大阪・関西万博では、環境への配慮や持続可能な社会の実現が主要テーマの一つとなっている。その一環で、10月13日の閉幕後を見据え、日本国際博覧会協会は自治体や企業などに対し、パビリオンそのものや、エアコン、照明器具、トイレなどの設備を再利用するよう呼び掛けている。万博終了後も廃棄されることなく、それぞれの地域で受け継がれることに期待を寄せる。
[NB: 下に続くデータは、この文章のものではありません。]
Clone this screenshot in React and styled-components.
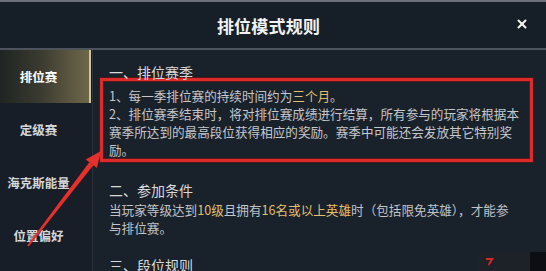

パビリオンや設備は6カ月間の万博会期が終われば解体・撤去されるのが原則。協会は2024年8月、大量の廃棄物を減らすため、マッチングサイト「ミャク市(いち)!」を開設した。現在、著名人が手掛けた「テーマ館」の一部と、建材・設備100件以上が出品されている。購入を希望する自治体や企業、団体が協会側に目的などを伝え、関係者が協議した上で落札者が決まる。
広島県福山市はテーマ館の一つ、音楽家の中島さち子さんによる、クラゲを模した屋根が印象的な「いのちの遊び場クラゲ館」の誘致を目指す。同市は29年度、最新の科学技術を体験できる子ども向け施設を開館する予定で、この施設に隣接してクラゲ館を移設したい考えだ。
市担当者は「科学や音楽や芸術などを横断的に学ぶクラゲ館の理念と親和性があり、リユースの観点からも誘致を決めた」と力を込める。
大阪府が購入を検討するのは、若手建築家のデザインで契約料が2億円に上ったことが批判されたトイレの一部。吉村洋文知事は今月10日の記者会見で、府内の植物園に移設する計画を明らかにした上で「芸術性も高くて面白いトイレだ。万博のレガシー(遺産)として楽しんでほしい」と語った。